What lines of the data hold the string "React"? Pull each one out.

#### Listed records ####

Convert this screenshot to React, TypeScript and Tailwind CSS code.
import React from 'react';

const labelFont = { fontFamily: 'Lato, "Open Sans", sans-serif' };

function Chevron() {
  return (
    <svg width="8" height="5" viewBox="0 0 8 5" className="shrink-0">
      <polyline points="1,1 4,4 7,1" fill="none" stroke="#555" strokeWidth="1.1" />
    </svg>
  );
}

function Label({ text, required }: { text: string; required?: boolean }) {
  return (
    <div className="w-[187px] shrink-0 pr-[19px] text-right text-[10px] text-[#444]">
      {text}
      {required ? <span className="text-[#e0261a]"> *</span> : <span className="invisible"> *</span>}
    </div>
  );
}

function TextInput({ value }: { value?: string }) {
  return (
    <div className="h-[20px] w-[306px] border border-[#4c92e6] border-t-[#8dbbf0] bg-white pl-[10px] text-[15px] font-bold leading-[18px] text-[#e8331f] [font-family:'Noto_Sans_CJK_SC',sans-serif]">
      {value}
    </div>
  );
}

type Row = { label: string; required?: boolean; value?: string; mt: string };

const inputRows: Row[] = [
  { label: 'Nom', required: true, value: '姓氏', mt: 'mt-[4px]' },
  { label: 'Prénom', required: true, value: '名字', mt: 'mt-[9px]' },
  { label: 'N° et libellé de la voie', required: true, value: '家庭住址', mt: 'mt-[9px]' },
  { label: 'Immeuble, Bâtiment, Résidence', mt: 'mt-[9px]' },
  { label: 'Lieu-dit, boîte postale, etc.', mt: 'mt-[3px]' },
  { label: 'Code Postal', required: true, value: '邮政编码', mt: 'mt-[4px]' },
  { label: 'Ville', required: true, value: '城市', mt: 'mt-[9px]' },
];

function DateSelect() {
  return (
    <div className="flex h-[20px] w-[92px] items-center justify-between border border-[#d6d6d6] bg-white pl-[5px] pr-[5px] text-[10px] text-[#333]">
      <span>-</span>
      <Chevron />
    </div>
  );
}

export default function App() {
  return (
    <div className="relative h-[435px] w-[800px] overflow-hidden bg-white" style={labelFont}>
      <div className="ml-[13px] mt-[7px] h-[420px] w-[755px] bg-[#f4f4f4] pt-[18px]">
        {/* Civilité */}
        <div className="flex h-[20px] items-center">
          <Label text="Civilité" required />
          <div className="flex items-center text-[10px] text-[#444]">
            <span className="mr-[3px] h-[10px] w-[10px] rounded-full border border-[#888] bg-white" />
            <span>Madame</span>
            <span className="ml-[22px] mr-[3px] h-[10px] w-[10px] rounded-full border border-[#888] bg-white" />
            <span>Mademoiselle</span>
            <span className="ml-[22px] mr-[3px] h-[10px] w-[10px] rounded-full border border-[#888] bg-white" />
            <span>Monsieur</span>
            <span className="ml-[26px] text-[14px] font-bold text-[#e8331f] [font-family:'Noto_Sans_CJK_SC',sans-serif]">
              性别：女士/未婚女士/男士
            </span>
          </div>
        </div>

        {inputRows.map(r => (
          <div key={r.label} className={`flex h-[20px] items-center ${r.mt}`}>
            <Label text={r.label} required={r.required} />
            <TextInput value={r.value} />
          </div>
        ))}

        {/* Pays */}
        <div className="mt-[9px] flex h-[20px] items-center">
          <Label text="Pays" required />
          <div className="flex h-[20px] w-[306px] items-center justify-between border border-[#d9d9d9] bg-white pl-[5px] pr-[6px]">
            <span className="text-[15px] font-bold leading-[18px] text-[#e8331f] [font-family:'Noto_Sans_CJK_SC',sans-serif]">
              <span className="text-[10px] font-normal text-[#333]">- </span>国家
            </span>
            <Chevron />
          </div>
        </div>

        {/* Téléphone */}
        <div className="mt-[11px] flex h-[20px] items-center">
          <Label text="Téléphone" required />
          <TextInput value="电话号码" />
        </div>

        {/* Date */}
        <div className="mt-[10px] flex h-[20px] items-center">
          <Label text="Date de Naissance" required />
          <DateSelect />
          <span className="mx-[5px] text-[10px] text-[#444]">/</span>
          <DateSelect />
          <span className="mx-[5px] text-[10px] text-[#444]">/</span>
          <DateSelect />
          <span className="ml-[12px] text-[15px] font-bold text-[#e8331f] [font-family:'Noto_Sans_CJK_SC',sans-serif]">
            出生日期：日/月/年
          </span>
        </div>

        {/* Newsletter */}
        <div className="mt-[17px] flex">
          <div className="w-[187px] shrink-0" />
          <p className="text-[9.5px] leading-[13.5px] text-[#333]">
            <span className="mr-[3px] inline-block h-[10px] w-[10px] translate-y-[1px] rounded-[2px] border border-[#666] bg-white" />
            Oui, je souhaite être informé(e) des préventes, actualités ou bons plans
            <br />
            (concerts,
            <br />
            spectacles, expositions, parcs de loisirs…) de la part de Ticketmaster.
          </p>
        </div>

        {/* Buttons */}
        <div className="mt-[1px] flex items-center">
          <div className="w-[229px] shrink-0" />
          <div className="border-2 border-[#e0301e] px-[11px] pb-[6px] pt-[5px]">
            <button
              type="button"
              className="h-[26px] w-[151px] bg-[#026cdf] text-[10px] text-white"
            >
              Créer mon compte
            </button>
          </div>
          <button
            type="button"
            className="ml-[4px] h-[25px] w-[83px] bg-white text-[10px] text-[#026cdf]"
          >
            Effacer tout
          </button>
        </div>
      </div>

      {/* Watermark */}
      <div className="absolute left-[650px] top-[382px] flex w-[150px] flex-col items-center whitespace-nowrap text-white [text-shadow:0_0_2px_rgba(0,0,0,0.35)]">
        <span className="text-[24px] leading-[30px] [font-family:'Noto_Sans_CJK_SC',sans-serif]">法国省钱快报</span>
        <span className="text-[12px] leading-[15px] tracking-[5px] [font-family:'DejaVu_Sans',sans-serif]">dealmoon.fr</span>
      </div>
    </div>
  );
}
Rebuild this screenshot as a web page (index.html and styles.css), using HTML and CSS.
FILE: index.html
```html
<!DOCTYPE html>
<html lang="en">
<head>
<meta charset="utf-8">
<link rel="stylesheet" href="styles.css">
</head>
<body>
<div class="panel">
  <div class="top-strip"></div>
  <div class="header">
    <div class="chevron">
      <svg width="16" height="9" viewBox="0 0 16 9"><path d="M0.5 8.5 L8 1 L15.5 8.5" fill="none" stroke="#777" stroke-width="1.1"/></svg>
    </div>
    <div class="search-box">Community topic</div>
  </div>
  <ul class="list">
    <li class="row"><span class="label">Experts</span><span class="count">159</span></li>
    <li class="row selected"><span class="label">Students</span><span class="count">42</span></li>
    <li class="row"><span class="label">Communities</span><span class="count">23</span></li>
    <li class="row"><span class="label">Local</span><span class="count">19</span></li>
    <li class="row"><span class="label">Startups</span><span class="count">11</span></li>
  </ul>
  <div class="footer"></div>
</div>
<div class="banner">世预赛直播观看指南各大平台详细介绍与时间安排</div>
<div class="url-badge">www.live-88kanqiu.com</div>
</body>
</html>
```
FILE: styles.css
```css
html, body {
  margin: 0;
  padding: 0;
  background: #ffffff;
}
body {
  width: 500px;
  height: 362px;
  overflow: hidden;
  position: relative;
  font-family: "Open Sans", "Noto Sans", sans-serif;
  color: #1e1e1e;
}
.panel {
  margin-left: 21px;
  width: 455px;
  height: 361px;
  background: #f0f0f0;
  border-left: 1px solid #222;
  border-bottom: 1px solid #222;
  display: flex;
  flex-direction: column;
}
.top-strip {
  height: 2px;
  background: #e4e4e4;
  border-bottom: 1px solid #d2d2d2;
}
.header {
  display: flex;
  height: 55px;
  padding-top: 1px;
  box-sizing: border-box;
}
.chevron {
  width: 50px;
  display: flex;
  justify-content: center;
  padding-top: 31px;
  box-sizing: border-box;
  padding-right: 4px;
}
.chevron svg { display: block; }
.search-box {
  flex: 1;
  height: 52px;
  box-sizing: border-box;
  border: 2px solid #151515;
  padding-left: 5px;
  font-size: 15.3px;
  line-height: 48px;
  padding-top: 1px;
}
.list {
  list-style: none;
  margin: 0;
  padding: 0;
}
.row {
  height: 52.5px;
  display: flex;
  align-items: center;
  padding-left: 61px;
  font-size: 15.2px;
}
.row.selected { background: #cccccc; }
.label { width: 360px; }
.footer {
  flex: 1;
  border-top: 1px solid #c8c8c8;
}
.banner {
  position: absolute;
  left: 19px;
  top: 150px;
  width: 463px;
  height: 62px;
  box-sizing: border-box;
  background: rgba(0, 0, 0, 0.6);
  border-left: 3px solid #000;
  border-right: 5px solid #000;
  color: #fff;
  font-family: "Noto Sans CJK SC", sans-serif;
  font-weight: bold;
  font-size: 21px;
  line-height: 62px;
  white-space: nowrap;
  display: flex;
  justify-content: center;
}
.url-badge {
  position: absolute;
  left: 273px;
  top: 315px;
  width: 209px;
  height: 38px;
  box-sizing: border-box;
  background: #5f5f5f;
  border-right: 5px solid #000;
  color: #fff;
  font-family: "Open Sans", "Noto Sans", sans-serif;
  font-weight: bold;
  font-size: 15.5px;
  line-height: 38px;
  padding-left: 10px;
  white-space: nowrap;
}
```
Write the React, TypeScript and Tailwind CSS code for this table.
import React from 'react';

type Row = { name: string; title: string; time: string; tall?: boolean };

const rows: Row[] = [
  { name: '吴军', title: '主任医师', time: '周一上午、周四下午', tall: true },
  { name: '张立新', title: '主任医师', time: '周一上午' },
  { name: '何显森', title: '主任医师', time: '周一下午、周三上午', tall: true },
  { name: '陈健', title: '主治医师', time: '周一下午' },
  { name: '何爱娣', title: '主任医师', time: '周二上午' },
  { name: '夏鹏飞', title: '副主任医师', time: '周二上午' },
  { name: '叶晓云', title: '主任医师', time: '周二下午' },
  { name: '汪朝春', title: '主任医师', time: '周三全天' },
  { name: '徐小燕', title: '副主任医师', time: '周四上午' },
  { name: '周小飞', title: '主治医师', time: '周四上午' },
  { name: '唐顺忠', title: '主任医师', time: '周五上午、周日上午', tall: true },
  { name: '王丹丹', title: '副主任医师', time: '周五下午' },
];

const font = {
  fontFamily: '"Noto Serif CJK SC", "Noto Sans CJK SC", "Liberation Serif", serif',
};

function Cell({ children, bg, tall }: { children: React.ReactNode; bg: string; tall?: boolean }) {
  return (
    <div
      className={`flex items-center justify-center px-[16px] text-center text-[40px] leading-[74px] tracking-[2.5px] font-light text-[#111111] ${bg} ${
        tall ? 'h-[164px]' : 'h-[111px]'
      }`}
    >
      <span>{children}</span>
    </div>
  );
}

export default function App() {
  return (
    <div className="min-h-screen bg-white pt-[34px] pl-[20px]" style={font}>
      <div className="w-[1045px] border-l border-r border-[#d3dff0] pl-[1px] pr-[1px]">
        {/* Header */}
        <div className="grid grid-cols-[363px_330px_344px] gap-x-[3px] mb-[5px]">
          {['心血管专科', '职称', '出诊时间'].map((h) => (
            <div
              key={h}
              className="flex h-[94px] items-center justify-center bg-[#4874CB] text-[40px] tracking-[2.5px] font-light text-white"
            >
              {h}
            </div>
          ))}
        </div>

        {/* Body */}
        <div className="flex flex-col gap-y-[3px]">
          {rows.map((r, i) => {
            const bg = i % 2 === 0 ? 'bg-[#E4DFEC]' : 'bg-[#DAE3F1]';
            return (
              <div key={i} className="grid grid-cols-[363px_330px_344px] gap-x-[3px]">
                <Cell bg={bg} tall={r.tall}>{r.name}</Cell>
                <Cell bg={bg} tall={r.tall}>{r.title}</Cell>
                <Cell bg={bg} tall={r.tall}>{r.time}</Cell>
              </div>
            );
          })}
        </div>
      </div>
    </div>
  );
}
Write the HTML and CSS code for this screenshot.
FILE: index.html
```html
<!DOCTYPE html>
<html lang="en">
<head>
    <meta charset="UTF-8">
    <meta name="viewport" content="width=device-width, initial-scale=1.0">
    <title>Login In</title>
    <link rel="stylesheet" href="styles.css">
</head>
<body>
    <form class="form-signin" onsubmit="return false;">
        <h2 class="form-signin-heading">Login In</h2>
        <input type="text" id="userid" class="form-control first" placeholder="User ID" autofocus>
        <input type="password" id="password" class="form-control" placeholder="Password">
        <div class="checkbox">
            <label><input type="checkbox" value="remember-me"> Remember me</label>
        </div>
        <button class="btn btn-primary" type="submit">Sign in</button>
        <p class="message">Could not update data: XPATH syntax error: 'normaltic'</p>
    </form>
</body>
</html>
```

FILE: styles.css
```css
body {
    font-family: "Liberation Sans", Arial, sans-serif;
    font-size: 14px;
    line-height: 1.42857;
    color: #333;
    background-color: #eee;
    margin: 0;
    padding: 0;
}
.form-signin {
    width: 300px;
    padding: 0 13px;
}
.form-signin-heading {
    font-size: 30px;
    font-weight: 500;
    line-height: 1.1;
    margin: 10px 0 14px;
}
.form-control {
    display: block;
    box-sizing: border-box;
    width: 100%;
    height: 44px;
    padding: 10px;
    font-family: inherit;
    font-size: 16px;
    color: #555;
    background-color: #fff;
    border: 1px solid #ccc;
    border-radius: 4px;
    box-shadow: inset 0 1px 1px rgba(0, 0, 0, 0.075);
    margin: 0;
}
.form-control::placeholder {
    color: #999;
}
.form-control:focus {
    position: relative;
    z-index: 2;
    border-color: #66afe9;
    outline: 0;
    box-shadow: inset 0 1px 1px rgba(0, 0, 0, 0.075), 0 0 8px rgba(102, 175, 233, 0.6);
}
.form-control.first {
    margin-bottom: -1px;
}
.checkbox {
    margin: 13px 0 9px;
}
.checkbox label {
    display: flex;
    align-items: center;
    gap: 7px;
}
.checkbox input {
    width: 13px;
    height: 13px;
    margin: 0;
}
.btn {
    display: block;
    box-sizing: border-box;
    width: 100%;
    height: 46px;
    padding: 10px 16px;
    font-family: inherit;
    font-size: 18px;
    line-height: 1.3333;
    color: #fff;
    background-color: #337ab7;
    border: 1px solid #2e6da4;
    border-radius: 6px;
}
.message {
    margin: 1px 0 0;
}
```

####

Output of the exercise -
Convert this screenshot to React, TypeScript and Tailwind CSS code.
import React from 'react';
Write the React, TypeScript and Tailwind CSS code for this table.
import React from 'react';
function Cell({ children, bg, tall }: { children: React.ReactNode; bg: string; tall?: boolean }) {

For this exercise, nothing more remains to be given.